/---
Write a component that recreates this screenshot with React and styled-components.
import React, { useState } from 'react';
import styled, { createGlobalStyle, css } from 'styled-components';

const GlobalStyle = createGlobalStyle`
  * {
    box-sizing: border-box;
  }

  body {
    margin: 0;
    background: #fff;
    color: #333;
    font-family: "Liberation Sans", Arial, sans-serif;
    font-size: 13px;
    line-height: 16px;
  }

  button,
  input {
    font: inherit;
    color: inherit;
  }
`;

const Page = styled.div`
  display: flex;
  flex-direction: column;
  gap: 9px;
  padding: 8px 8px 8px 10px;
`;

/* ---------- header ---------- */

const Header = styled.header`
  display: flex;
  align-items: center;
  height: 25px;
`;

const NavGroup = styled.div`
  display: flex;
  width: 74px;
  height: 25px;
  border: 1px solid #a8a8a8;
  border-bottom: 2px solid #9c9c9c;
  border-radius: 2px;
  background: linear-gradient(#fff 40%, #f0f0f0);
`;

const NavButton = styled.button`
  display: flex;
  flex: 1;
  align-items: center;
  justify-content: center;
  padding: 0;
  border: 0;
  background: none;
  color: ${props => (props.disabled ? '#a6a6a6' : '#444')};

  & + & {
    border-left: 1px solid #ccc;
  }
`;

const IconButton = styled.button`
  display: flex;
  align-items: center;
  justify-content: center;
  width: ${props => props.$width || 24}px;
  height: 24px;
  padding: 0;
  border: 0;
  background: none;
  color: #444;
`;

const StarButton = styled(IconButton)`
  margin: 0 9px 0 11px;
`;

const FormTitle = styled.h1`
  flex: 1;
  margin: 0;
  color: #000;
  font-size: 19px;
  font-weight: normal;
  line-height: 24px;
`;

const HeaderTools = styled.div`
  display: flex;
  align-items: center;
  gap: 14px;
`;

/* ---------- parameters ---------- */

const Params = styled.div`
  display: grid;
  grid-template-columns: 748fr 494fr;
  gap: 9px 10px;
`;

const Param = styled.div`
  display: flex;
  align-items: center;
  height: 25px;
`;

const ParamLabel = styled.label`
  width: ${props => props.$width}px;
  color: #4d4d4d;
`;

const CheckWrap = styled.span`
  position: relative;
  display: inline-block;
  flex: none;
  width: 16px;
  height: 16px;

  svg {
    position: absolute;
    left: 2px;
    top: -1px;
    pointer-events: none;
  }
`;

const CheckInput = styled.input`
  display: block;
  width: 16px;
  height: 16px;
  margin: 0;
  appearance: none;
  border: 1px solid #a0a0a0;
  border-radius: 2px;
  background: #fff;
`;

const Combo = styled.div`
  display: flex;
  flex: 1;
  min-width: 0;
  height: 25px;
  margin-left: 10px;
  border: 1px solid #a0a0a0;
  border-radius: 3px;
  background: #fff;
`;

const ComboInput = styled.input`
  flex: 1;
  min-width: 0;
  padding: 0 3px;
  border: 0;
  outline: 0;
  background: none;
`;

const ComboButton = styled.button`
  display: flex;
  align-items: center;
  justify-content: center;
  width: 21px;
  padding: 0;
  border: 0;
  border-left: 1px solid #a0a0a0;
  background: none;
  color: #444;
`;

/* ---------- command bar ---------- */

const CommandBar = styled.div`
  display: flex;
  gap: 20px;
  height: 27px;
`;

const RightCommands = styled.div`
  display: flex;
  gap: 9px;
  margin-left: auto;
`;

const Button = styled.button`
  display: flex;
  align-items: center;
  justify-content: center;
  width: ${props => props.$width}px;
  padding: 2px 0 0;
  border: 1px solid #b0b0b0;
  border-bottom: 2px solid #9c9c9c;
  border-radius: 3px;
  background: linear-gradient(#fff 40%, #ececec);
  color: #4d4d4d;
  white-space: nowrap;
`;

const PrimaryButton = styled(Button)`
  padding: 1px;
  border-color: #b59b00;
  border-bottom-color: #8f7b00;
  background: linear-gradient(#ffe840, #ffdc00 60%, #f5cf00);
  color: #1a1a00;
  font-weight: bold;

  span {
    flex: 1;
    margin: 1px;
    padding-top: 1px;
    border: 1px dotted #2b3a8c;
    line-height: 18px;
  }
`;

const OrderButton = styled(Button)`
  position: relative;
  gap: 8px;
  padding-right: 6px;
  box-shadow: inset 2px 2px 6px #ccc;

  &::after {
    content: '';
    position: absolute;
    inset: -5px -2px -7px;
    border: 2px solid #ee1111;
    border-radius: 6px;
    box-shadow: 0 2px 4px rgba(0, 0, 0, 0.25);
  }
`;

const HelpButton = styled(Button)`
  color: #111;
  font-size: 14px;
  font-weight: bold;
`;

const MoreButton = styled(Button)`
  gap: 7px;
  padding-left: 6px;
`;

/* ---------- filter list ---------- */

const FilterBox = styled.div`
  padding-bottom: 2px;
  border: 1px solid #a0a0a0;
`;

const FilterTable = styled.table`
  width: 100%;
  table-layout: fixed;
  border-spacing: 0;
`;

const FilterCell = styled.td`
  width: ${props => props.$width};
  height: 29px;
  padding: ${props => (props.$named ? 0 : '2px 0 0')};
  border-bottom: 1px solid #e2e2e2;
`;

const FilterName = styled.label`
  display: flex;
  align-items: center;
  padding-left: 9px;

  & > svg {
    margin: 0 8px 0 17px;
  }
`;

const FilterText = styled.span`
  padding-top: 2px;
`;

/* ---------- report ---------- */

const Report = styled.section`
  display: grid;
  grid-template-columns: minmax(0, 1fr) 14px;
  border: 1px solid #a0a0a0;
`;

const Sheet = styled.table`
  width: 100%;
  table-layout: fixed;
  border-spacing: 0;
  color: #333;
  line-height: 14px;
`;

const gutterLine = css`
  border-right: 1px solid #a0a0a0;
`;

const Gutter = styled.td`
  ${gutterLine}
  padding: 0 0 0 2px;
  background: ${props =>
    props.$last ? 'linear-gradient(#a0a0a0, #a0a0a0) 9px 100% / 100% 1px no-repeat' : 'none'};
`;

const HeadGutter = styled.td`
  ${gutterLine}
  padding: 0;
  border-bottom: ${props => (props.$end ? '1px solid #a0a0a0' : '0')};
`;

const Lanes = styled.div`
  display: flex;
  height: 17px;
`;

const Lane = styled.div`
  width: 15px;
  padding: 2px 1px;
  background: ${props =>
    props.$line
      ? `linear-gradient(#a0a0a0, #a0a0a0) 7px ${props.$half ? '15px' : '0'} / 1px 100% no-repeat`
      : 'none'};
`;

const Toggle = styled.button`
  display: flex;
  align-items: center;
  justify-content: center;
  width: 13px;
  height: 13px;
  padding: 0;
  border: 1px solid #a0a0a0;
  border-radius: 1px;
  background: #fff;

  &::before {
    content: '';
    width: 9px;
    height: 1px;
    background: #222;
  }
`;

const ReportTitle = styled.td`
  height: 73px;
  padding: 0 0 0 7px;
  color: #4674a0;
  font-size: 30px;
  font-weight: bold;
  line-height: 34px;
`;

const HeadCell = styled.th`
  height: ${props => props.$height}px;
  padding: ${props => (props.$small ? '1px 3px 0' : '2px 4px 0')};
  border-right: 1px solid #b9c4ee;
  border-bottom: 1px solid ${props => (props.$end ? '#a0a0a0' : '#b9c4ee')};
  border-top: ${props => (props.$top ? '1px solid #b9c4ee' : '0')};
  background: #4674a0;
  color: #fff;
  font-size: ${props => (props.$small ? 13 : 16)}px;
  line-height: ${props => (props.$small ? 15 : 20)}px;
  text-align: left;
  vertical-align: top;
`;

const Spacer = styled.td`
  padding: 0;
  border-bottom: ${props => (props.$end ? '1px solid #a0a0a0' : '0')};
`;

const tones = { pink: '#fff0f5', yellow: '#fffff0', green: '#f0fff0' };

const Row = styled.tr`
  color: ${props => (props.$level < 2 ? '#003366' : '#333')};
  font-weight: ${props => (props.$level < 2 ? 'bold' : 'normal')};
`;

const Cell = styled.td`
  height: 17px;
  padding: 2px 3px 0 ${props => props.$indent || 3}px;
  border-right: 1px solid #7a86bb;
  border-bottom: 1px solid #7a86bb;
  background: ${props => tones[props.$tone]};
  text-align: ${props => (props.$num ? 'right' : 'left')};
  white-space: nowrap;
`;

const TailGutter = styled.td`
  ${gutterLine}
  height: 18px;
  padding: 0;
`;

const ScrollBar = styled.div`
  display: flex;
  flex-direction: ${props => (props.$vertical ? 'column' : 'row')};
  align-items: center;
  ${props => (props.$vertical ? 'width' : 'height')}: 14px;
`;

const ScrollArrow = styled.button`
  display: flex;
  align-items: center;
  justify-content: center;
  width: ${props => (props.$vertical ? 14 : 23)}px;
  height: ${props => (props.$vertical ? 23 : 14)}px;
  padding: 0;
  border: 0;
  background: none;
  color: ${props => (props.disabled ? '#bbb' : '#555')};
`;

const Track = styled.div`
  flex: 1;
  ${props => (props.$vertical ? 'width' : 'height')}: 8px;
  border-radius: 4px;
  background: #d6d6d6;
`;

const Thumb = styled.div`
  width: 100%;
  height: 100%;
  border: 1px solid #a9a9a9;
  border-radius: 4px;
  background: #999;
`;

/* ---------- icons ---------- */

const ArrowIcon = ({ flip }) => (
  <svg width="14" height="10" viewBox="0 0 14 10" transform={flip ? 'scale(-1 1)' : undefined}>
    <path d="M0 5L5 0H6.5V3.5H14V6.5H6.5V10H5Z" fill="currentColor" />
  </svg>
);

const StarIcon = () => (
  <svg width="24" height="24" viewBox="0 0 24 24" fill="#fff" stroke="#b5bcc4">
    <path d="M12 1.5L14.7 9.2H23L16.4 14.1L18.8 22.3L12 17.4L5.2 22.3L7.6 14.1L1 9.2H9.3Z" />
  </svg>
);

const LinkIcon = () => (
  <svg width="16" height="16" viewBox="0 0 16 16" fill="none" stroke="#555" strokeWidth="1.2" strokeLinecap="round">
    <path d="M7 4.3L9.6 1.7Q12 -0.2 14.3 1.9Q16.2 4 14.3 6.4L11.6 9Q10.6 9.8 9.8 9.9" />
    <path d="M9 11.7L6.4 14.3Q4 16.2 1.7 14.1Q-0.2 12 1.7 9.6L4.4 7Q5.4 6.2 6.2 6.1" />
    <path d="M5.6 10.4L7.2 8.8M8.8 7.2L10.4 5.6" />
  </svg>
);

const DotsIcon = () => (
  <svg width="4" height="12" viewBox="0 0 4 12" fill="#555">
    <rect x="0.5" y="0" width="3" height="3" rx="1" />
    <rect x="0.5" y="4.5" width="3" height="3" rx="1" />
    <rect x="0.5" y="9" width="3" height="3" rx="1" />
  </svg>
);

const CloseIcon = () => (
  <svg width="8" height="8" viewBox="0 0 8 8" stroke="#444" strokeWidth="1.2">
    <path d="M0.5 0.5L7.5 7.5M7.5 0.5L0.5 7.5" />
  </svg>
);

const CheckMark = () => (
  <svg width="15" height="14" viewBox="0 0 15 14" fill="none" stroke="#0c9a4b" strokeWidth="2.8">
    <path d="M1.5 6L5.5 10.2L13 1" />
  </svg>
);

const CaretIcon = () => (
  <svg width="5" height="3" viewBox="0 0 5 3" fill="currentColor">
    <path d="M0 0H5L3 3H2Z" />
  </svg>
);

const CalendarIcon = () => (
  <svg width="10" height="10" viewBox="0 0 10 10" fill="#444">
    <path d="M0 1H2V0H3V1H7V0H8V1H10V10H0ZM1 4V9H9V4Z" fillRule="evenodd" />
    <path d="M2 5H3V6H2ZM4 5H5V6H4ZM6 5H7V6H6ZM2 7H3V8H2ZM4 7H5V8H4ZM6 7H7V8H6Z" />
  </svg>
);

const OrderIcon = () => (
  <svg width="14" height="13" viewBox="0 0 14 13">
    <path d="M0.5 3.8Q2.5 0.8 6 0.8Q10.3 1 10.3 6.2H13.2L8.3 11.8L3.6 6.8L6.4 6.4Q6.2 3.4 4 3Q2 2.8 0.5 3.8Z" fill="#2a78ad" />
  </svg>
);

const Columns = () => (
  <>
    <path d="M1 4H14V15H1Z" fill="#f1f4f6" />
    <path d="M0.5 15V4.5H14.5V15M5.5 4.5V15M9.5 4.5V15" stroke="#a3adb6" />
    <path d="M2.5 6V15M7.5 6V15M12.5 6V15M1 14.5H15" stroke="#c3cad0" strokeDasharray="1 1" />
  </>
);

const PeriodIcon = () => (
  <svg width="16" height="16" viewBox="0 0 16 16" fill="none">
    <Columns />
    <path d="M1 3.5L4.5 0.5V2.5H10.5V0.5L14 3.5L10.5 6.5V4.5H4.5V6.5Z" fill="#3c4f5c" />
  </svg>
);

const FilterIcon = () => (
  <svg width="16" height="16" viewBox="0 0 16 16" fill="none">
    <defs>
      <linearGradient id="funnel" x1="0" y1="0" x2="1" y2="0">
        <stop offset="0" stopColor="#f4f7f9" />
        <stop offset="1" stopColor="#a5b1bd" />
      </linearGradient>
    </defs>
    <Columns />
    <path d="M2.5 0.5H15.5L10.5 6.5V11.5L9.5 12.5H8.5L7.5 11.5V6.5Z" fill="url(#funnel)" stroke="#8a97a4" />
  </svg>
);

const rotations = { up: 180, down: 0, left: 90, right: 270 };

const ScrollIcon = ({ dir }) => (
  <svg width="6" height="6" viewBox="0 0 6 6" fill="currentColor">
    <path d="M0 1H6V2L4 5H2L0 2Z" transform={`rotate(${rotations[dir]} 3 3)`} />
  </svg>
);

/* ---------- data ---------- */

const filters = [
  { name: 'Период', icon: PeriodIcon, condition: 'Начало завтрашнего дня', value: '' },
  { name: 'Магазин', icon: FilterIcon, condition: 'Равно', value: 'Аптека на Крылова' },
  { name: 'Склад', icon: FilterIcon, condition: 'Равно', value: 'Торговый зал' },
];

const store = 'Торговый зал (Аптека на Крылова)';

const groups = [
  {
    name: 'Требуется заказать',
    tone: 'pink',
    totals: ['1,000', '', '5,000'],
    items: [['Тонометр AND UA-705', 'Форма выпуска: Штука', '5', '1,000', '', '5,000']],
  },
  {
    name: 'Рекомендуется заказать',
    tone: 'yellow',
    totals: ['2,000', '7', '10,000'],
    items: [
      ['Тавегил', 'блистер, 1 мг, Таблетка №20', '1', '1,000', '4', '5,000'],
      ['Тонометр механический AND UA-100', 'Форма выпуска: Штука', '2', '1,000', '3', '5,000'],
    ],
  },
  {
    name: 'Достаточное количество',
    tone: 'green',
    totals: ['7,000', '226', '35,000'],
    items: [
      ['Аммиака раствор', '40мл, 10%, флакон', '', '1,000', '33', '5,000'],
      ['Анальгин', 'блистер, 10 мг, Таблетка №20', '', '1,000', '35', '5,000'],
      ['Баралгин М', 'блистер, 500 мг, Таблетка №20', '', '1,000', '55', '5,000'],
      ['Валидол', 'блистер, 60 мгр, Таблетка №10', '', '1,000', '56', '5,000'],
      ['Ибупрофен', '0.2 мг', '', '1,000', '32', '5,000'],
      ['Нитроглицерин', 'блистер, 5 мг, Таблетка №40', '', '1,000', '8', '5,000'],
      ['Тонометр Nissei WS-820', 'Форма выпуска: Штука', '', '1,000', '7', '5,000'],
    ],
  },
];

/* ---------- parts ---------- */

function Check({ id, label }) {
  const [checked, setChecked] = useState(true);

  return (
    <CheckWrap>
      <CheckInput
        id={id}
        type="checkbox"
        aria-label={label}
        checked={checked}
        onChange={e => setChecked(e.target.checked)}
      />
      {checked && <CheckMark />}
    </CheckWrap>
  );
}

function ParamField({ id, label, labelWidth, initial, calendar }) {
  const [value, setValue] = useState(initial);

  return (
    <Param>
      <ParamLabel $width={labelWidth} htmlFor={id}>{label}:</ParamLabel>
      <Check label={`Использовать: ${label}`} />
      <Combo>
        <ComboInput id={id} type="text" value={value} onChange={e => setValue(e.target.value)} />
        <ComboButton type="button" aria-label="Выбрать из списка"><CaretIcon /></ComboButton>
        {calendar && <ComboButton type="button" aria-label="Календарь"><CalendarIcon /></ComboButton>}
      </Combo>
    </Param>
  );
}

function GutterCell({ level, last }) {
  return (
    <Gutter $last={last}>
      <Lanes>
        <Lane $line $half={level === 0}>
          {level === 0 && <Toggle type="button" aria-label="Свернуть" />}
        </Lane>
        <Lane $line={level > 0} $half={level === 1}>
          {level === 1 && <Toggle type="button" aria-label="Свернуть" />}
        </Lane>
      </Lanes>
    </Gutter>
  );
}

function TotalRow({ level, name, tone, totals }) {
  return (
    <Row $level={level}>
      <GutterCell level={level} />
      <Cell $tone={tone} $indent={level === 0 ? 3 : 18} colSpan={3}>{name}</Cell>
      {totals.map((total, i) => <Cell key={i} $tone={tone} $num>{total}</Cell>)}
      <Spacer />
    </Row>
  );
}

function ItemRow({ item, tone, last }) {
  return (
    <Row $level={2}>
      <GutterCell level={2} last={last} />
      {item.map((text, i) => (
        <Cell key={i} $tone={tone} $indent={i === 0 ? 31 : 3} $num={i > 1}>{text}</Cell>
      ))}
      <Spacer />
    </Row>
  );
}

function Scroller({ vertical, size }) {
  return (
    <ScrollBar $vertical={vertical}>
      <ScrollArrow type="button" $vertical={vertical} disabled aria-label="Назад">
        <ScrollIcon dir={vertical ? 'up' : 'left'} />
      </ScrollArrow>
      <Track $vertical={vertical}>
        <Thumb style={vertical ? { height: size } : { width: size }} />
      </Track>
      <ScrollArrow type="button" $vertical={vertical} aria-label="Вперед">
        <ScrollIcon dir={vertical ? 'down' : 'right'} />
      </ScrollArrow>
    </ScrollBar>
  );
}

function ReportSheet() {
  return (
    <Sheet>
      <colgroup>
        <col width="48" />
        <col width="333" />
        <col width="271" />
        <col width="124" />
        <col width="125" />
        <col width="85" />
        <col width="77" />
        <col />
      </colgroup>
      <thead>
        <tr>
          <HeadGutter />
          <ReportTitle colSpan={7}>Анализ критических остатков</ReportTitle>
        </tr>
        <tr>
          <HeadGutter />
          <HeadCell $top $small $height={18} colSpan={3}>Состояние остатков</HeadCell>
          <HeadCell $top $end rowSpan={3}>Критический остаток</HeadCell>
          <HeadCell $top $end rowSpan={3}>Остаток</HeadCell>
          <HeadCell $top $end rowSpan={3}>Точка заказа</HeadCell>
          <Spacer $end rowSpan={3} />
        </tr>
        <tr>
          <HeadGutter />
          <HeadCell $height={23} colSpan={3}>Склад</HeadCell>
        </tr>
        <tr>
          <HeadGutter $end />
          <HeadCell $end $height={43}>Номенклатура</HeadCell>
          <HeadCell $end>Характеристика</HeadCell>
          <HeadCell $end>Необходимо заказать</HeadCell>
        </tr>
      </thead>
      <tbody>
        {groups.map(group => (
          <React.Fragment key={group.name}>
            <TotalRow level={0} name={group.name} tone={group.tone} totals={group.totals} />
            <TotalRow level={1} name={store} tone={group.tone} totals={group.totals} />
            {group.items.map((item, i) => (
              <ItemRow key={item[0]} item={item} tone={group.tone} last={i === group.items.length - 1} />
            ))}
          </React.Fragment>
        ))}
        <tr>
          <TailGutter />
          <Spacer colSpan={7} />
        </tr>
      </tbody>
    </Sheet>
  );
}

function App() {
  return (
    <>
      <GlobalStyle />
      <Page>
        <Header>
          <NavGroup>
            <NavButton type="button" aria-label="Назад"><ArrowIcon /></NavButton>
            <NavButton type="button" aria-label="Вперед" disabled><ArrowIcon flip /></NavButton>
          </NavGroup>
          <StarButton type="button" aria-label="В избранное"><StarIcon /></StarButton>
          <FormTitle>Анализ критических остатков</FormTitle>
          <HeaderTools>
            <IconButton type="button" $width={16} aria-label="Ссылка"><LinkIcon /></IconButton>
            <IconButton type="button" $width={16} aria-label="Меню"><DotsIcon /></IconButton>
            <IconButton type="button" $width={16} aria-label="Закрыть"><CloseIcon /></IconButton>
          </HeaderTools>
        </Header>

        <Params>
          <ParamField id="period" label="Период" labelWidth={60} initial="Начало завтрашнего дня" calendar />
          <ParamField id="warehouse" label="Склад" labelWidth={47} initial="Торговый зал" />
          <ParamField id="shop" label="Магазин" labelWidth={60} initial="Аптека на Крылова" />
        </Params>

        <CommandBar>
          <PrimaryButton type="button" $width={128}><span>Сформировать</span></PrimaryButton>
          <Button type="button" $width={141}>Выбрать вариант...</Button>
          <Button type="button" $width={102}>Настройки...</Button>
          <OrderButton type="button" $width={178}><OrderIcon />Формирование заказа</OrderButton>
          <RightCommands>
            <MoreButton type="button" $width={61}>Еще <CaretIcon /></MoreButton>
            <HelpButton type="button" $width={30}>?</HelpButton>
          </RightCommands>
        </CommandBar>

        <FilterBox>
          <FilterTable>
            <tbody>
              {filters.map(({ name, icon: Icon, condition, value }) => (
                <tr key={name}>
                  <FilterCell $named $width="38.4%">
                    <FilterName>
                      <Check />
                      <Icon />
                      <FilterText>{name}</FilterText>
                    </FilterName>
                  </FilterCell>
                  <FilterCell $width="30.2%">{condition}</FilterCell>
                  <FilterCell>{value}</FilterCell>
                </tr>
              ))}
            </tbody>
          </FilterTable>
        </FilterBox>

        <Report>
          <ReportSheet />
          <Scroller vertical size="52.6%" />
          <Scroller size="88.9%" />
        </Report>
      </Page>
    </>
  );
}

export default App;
\---
=== Exercise directions ===
Print only the lines that run from the start of the listing to the line bearing "header ---------- */"; please keep the first line and that last one, exactly as they appear.

=== Full solution ===
Write a component that recreates this screenshot with React and styled-components.
import React, { useState } from 'react';
import styled, { createGlobalStyle, css } from 'styled-components';

const GlobalStyle = createGlobalStyle`
  * {
    box-sizing: border-box;
  }

  body {
    margin: 0;
    background: #fff;
    color: #333;
    font-family: "Liberation Sans", Arial, sans-serif;
    font-size: 13px;
    line-height: 16px;
  }

  button,
  input {
    font: inherit;
    color: inherit;
  }
`;

const Page = styled.div`
  display: flex;
  flex-direction: column;
  gap: 9px;
  padding: 8px 8px 8px 10px;
`;

/* ---------- header ---------- */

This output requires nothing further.